Expansion and Engagement: Creating Places for World Historians in Teaching American History Grants

Sunday, January 4, 2009: 2:50 PM
Murray Hill Suite A (Hilton New York)
Tom Ewing , Virginia Tech, Blacksburg, VA
This presentation asks how Teaching American History grants can support and enhance efforts to address transnational themes in United States history within the scope of the grant guidelines, the structure of workshops, and the themes of funded projects. Drawing on five years of experience as a university historian involved in multiple Teaching American History grants in Southwest Virginia, this presentation will describe how a commitment to global perspectives enhances professional development, deepens content knowledge, and broadens instructional perspectives. Recognizing that history teachers at all levels are under pressure to teach a standards curriculum, world historians can be recruited to lead workshops on transnational or global topics, such as the Atlantic slave trade, the age of revolutions, the Monroe doctrine, the origins of United States imperialism, involvement in two world wars and a cold war, and the new contingencies of an age of globalization, each of which are incorporated into the United States history  “Standards of Learning” for Virginia.
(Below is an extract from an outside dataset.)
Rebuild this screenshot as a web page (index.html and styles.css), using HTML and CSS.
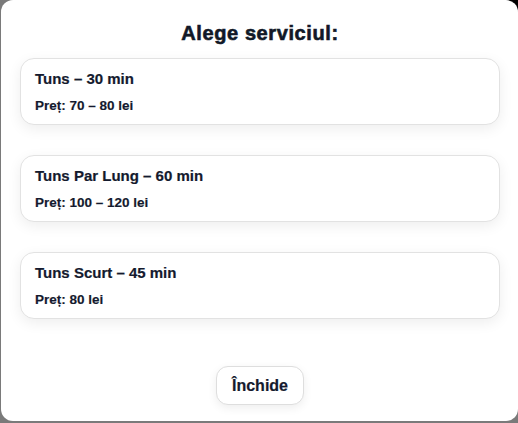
FILE: index.html
```html
<!DOCTYPE html>
<html lang="ro">
<head>
<meta charset="utf-8">
<title>Alege serviciul</title>
<link rel="stylesheet" href="styles.css">
</head>
<body>
<div class="modal">
  <h2 class="modal-title">Alege serviciul:</h2>
  <div class="service-list">
    <div class="service-card">
      <div class="service-name">Tuns – 30 min</div>
      <div class="service-price">Preț: 70 – 80 lei</div>
    </div>
    <div class="service-card">
      <div class="service-name">Tuns Par Lung – 60 min</div>
      <div class="service-price">Preț: 100 – 120 lei</div>
    </div>
    <div class="service-card">
      <div class="service-name">Tuns Scurt – 45 min</div>
      <div class="service-price">Preț: 80 lei</div>
    </div>
  </div>
  <div class="actions">
    <button class="close-btn">Închide</button>
  </div>
</div>
</body>
</html>
```

FILE: styles.css
```css
html, body {
  margin: 0;
  padding: 0;
}
body {
  width: 518px;
  height: 423px;
  overflow: hidden;
  background: radial-gradient(circle at 100% 0, #000 0 18px, transparent 19px), #7a7a7a;
  font-family: "Liberation Sans", Arial, sans-serif;
  color: #141a2e;
}
.modal {
  box-sizing: border-box;
  margin-left: 1px;
  width: 517px;
  height: 421px;
  background: #fff;
  border-radius: 12px;
  padding: 21px 18px 16px 19px;
  display: flex;
  flex-direction: column;
}
.modal-title {
  margin: 0 0 13px;
  font-size: 20px;
  line-height: 24px;
  font-weight: 700;
  text-align: center;
  letter-spacing: 0.6px;
  color: #111827;
  -webkit-text-stroke: 0.6px #111827;
}
.service-list {
  display: flex;
  flex-direction: column;
  gap: 30px;
}
.service-card {
  border: 1px solid #e2e2e2;
  border-radius: 14px;
  padding: 11px 14px 10px;
  background: #fff;
  box-shadow: 0 4px 14px rgba(0, 0, 0, 0.07);
}
.service-name {
  font-size: 15px;
  line-height: 18px;
  font-weight: 700;
  margin-bottom: 9px;
  -webkit-text-stroke: 0.2px #141a2e;
}
.service-price {
  font-size: 13.5px;
  line-height: 17px;
  font-weight: 700;
  -webkit-text-stroke: 0.15px #141a2e;
}
.actions {
  margin-top: auto;
  display: flex;
  justify-content: center;
}
.close-btn {
  font-family: "Liberation Sans", Arial, sans-serif;
  font-size: 16px;
  line-height: 19px;
  font-weight: 700;
  color: #141a2e;
  background: #fff;
  border: 1px solid #dedede;
  border-radius: 12px;
  padding: 9px 15px;
  box-shadow: 0 3px 10px rgba(0, 0, 0, 0.07);
  -webkit-text-stroke: 0.2px #141a2e;
}
```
By matching these topics with the professional and scholarly interests of university faculty, these projects have invited participation from world historians, thus fulfilling teachers’ desire for broadened perspectives and encouraging historians’ engagement with history teaching across the K-16 continuum. This presentation also responds to concerns that Teaching American History grant program may come at the expense of teaching world history, as the resources, attention, and development that follow a major external grant confirm existing preferences for American history in the elementary and secondary curriculum. Given the documented challenges facing world history teachers in terms of prior training, professional development, and curricular requirements and given the imperative of transcending national boundaries of knowledge in this era of globalizations, this presentation argues for expansions and engagements that improve the teaching all kinds of history in America’s schools.